On the fifteenth of April, Patricia arrived at my house with the UHaul. I was prepared, though. I sent the kids to my sister's house. I hid Prima's two rabbits in the crawl space. I put the stereo speakers in the windows, and then cranked tunes so I wouldn't have to deal with her craziness. As she arrived, Clark and I went outside in gloves and crappy clothes, locking the house doors. Then we hauled those sixty eight rabbits out of the yard. I got the bright idea of stacking the cages behind the tires of the truck so that she would have to move them if she wanted to leave. And we worked fast, intervening when Patricia tried to let the animals out of their cages to run around. Then we slammed the truck door, put Patricia into the driver's seat, said, "Bye now," and that was, at last, the end of it.

Epilogue

Enough time has passed that Kristin and I laugh about how doing a favor for an acquaintance morphed into enabling someone completely nuts.
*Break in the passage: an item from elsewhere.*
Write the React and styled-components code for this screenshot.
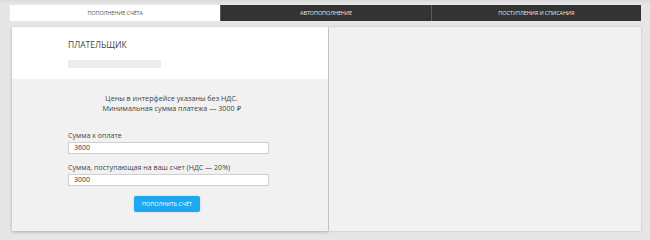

I still like to help people out, although I do try to get more details first. About a year after, we were talking about the whole ordeal, and a clergy member at our church interrupted us. "This is about rabbits, right? And was the woman named Patricia?" Yes, and yes. Well, it turned out that the diocese had a system-wide alert out on the rabbit lady, because she liked to hand out brown lunch bags containing rabbits to Sunday school children. There was no way to communicate her riskiness to the parish, because it would violate her privacy. Which I get, theoretically, but it was sad that there was no real way to actually help her, or the animals. When clergy, social workers, SPCA or town animal control got too close, Patricia just took off and moved. Before ending up at our church, she had shown up at a little one about a half hour north of us with a truck full of, anybody want to guess? She left it, locked, in the church parking lot, in the baking July heat. The staff had to break open the truck doors to give the animals water. I don't have the answers. Last I saw of them, Patricia and the bunnies were on their way to some poor sucker's place outside Boston. Someone she met at church.